Published: June 26, 2020 By

Collage with headshots of Dig, Chang and MishraClockwise from left: Dig, Chang and Mishra

CU Boulder has been selected to lead a new multi-university, industry-focused research Center on Pervasive Personalized Intelligence through the National Science Foundation.

The center already has support from several global corporations, and leaders say that the work done over the next five years will cement America’s strong position in computing and the Internet of Things.

The new center, created in partnership with Oregon State University, will operate under the Industry-University Cooperative Research Centers model. This setup is designed to help startups, large corporate partners and government agencies connect directly with university researchers to solve common research obstacles in a low-risk environment. The aim is to develop new technology faster and build out the U.S. workforce in critical areas.

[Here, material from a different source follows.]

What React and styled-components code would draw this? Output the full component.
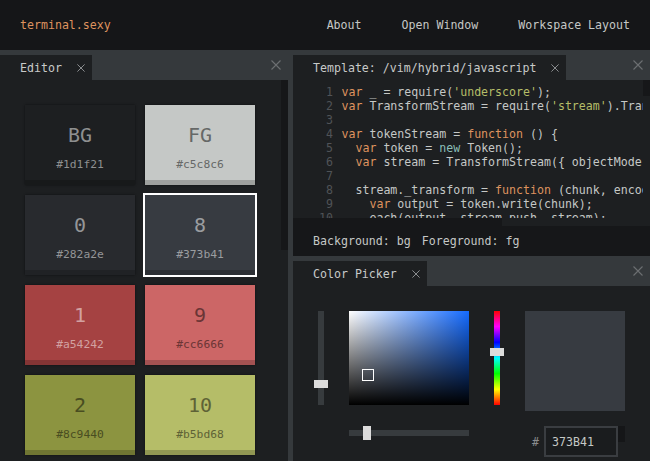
import React from "react";
import styled, { createGlobalStyle } from "styled-components";

const GlobalStyle = createGlobalStyle`
  html, body {
    margin: 0;
    height: 100%;
    overflow: hidden;
    background: #35393c;
  }
  body {
    font-family: "DejaVu Sans Mono", "Liberation Mono", monospace;
    font-size: 11.6px;
    color: #c5c8c6;
  }
  #root {
    height: 100%;
  }
`;

// palette helpers
const toRgb = (hex) => [1, 3, 5].map((i) => parseInt(hex.slice(i, i + 2), 16));
const mix = (hex, target, t) => {
  const [r, g, b] = toRgb(hex);
  const out = [r, g, b].map((c) => Math.round(c + (target - c) * t));
  return `rgb(${out.join(",")})`;
};
const isDark = (hex) => {
  const [r, g, b] = toRgb(hex);
  return 0.299 * r + 0.587 * g + 0.114 * b < 110;
};

const swatches = [
  { name: "BG", hex: "#1d1f21" },
  { name: "FG", hex: "#c5c8c6" },
  { name: "0", hex: "#282a2e" },
  { name: "8", hex: "#373b41", selected: true },
  { name: "1", hex: "#a54242" },
  { name: "9", hex: "#cc6666" },
  { name: "2", hex: "#8c9440" },
  { name: "10", hex: "#b5bd68" },
];

const code = [
  [["k", "var"], ["p", " _ = require("], ["s", "'underscore'"], ["p", ");"]],
  [["k", "var"], ["p", " TransformStream = require("], ["s", "'stream'"], ["p", ").Transform;"]],
  [],
  [["k", "var"], ["p", " tokenStream = "], ["k", "function"], ["p", " () {"]],
  [["p", "  "], ["k", "var"], ["p", " token = "], ["n", "new"], ["p", " Token();"]],
  [["p", "  "], ["k", "var"], ["p", " stream = TransformStream({ objectMode: true });"]],
  [],
  [["p", "  stream._transform = "], ["k", "function"], ["p", " (chunk, encoding, done) {"]],
  [["p", "    "], ["k", "var"], ["p", " output = token.write(chunk);"]],
  [["p", "    each(output, stream.push, stream);"]],
];

const tokenColors = { k: "#de935f", s: "#b5bd68", n: "#8abeb7", p: "#c5c8c6" };

const Cross = ({ size, color }) => (
  <svg width={size} height={size} viewBox="0 0 10 10">
    <path d="M0.5 0.5L9.5 9.5M9.5 0.5L0.5 9.5" stroke={color} strokeWidth="1.1" fill="none" />
  </svg>
);

const Page = styled.div`
  height: 100vh;
  display: flex;
  flex-direction: column;
`;

const Header = styled.header`
  height: 50px;
  flex-shrink: 0;
  background: #151618;
  display: flex;
  align-items: center;
  justify-content: space-between;
`;

const Logo = styled.div`
  padding: 0 20px;
  color: #de935f;
`;

const Nav = styled.nav`
  display: flex;
`;

const NavItem = styled.a`
  padding: 0 20px;
  color: #c5c8c6;
  text-decoration: none;
`;

const Workspace = styled.div`
  flex: 1;
  min-height: 0;
  display: grid;
  grid-template-columns: 288px minmax(0, 1fr);
  column-gap: 5px;
`;

const Column = styled.div`
  display: flex;
  flex-direction: column;
  min-height: 0;
  min-width: 0;
`;

const Panel = styled.section`
  display: flex;
  flex-direction: column;
  min-height: 0;
  min-width: 0;
  flex: ${(p) => (p.$grow ? 1 : "none")};
`;

const TabBar = styled.div`
  height: 30px;
  flex-shrink: 0;
  display: flex;
  align-items: flex-end;
  justify-content: space-between;
`;

const Tab = styled.div`
  height: 25px;
  display: flex;
  align-items: center;
  gap: 15px;
  padding: 0 7px 0 20px;
  background: #1d1f21;
  color: #c8cac9;
  white-space: nowrap;
`;

const BarClose = styled.div`
  align-self: center;
  display: flex;
  margin-right: 7px;
`;

const Body = styled.div`
  flex: 1;
  min-height: 0;
  background: #1d1f21;
  overflow: hidden;
`;

const EditorBody = styled(Body)`
  display: flex;
`;

const SwatchGrid = styled.div`
  flex: 1;
  display: grid;
  grid-template-columns: repeat(2, 110px);
  grid-auto-rows: 80px;
  gap: 10px;
  padding: 25px 0 0 25px;
  align-content: start;
`;

const Swatch = styled.div`
  box-sizing: border-box;
  height: 80px;
  display: flex;
  flex-direction: column;
  align-items: center;
  padding-top: 20px;
  background: ${(p) => p.$hex};
  border-bottom: 5px solid ${(p) => mix(p.$hex, 0, 0.2)};
  color: ${(p) => (isDark(p.$hex) ? mix(p.$hex, 255, 0.5) : mix(p.$hex, 0, 0.48))};
  box-shadow: ${(p) =>
    p.$selected ? "0 0 0 2px #ffffff" : "0 0 2px rgba(0, 0, 0, 0.55)"};
`;

const SwatchName = styled.div`
  font-size: 20px;
  line-height: 20px;
`;

const SwatchHex = styled.div`
  font-size: 11.3px;
  line-height: 14px;
  margin-top: 13px;
`;

const VScroll = styled.div`
  width: 7px;
  flex-shrink: 0;
`;

const VThumb = styled.div`
  height: ${(p) => p.$h}px;
  background: #161719;
`;

const TemplateBody = styled(Body)`
  flex: none;
  height: 176px;
  display: flex;
  flex-direction: column;
`;

const CodeWrap = styled.div`
  height: 138px;
  display: flex;
  overflow: hidden;
`;

const CodeScroller = styled.div`
  flex: 1;
  min-width: 0;
  overflow: hidden;
  padding-top: 5px;
`;

const CodeLine = styled.div`
  display: flex;
  height: 14px;
  line-height: 14px;
  white-space: pre;
`;

const LineNo = styled.span`
  width: 40px;
  flex-shrink: 0;
  text-align: right;
  color: #505357;
`;

const CodeText = styled.span`
  margin-left: 8.5px;
`;

const Token = styled.span`
  color: ${(p) => tokenColors[p.$kind]};
`;

const HScroll = styled.div`
  height: 8px;
  flex-shrink: 0;
`;

const HThumb = styled.div`
  width: 209px;
  height: 100%;
  background: #161719;
`;

const StatusBar = styled.div`
  height: 30px;
  flex-shrink: 0;
  display: flex;
  align-items: center;
  gap: 11px;
  padding-left: 20px;
  background: #161719;
`;

const PickerBody = styled(Body)`
  display: grid;
  grid-template-columns: 14px 120px 14px 100px;
  column-gap: 21px;
  row-gap: 15px;
  padding: 25px 0 0 21px;
  align-content: start;
  align-items: start;
`;

const VSlider = styled.div`
  position: relative;
  height: 94px;
  display: flex;
  justify-content: center;
`;

const VTrack = styled.div`
  width: 6px;
  height: 100%;
  background: ${(p) =>
    p.$hue
      ? "linear-gradient(to bottom, #ff0000, #ff00ff 16.6%, #0000ff 33.3%, #00ffff 50%, #00ff00 66.6%, #ffff00 83.3%, #ff0000)"
      : "#373b3e"};
`;

const Knob = styled.div`
  position: absolute;
  background: #dcdcdc;
  width: ${(p) => (p.$vertical ? 8 : 14)}px;
  height: ${(p) => (p.$vertical ? 14 : 8)}px;
`;

const SatVal = styled.div`
  position: relative;
  width: 120px;
  height: 94px;
  background: linear-gradient(to top, #000000, rgba(0, 0, 0, 0)),
    linear-gradient(to right, #ffffff, hsl(218, 100%, 54%));
`;

const Pointer = styled.div`
  position: absolute;
  left: 13px;
  top: 58px;
  width: 12px;
  height: 12px;
  box-sizing: border-box;
  border: 1.5px solid #ffffff;
`;

const Preview = styled.div`
  width: 100px;
  height: 100px;
  background: ${(p) => p.$hex};
`;

const HSlider = styled.div`
  grid-column: 2;
  position: relative;
  height: 14px;
  display: flex;
  align-items: center;
`;

const HTrack = styled.div`
  width: 100%;
  height: 6px;
  background: #373b3e;
`;

const HexRow = styled.div`
  grid-column: 4;
  display: flex;
  justify-content: flex-end;
  align-items: center;
`;

const Hash = styled.span`
  color: #8a8c8e;
  margin-right: 5px;
`;

const HexInput = styled.input`
  box-sizing: border-box;
  width: 74px;
  height: 31px;
  padding: 0 6px;
  border: 2px solid #3a3d41;
  background: #1a1c1e;
  color: #c5c8c6;
  font: inherit;
  outline: none;
`;

const HexSide = styled.div`
  align-self: flex-start;
  width: 7px;
  height: 16px;
  background: #151618;
`;

const PanelTabs = ({ title }) => (
  <TabBar>
    <Tab>
      {title}
      <Cross size={8} color="#9a9c9e" />
    </Tab>
    <BarClose>
      <Cross size={10} color="#6c6f72" />
    </BarClose>
  </TabBar>
);

export default function App() {
  return (
    <Page>
      <GlobalStyle />
      <Header>
        <Logo>terminal.sexy</Logo>
        <Nav>
          <NavItem href="#">About</NavItem>
          <NavItem href="#">Open Window</NavItem>
          <NavItem href="#">Workspace Layout</NavItem>
        </Nav>
      </Header>
      <Workspace>
        <Panel $grow>
          <PanelTabs title="Editor" />
          <EditorBody>
            <SwatchGrid>
              {swatches.map((s) => (
                <Swatch key={s.name} $hex={s.hex} $selected={s.selected}>
                  <SwatchName>{s.name}</SwatchName>
                  <SwatchHex>{s.hex}</SwatchHex>
                </Swatch>
              ))}
            </SwatchGrid>
            <VScroll>
              <VThumb $h={170} />
            </VScroll>
          </EditorBody>
        </Panel>
        <Column>
          <Panel>
            <PanelTabs title="Template: /vim/hybrid/javascript" />
            <TemplateBody>
              <CodeWrap>
                <CodeScroller>
                  {code.map((line, i) => (
                    <CodeLine key={i}>
                      <LineNo>{i + 1}</LineNo>
                      <CodeText>
                        {line.map(([kind, text], j) => (
                          <Token key={j} $kind={kind}>
                            {text}
                          </Token>
                        ))}
                      </CodeText>
                    </CodeLine>
                  ))}
                </CodeScroller>
                <VScroll>
                  <VThumb $h={16} />
                </VScroll>
              </CodeWrap>
              <HScroll>
                <HThumb />
              </HScroll>
              <StatusBar>
                <span>Background: bg</span>
                <span>Foreground: fg</span>
              </StatusBar>
            </TemplateBody>
          </Panel>
          <Panel $grow>
            <PanelTabs title="Color Picker" />
            <PickerBody>
              <VSlider>
                <VTrack />
                <Knob style={{ top: 69, left: 0 }} />
              </VSlider>
              <SatVal>
                <Pointer />
              </SatVal>
              <VSlider>
                <VTrack $hue />
                <Knob style={{ top: 37, left: 0 }} />
              </VSlider>
              <Preview $hex="#373b41" />
              <HSlider>
                <HTrack />
                <Knob $vertical style={{ left: 14, top: 0 }} />
              </HSlider>
              <HexRow>
                <Hash>#</Hash>
                <HexInput readOnly value="373B41" />
                <HexSide />
              </HexRow>
            </PickerBody>
          </Panel>
        </Column>
      </Workspace>
    </Page>
  );
}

The Internet of Things refers to the ever-growing and interconnected network of devices in our lives, such as smart thermostats, that are changing the way we live and interact with the world. The center specifically looks at pervasive personalized intelligence with a goal of enabling new technologies that are predictive to users’ needs instead of reactive by using machine learning and artificial intelligence. PPI touches on many industries including precision agriculture, energy, aerospace, manufacturing, personalized health, smart cities and homes, and transportation. The center will also explore questions around mobility, privacy, and context awareness.

Danny Dig is the executive director of the center and an associate professor in the Department of Computer Science. He said he is excited to see where the center will go over the next few years.

“The challenges around intelligent IoT systems are beyond what any industry or university can solve in isolation,” he said. “In the post-coronavirus world, industry and academia need each other more than ever before to leverage access to resources and expertise. It’s been said that if you want to go fast, you go alone, but if you want to go far, you go with others.”

The center officially starts in September, and many researchers within it come from the College of Engineering and Applied Science. Associate Professor Evan Chang and Professor Shiv Mishra will serve as co-site directors along with Dig. In all, more than 40 computer science graduate students at OSU and CU Boulder are expected to work on projects related to the center.

Dig said many of the groups interested in joining are global high-tech companies as well as medium-size companies and startups from Oregon, Colorado and Silicon Valley. So far, Intel, NEC Corporation and Dell Technologies have all pledged membership along with Itron, Trimble, Daimler Trucks North America and Galois. 

Interim Dean Keith Molenaar said the center will foster CU’s global leadership in the field.

“The award of this prestigious center is the culmination of our expert faculty working with industry leaders on meaningful collaborations over the years,” he said. “It will be a powerful tool to solve some of society’s most important technological challenges. This academic-industry combination solidifies CU Boulder as a global leader and a place where exciting discoveries are happening.” 

The center will host a formal opening and workshop virtually Sept. 14-18 with daily sessions lasting about two hours. 

“These are interesting times to launch an industry center, but we are committed to turning adversity into advantage for our industry members,” he said.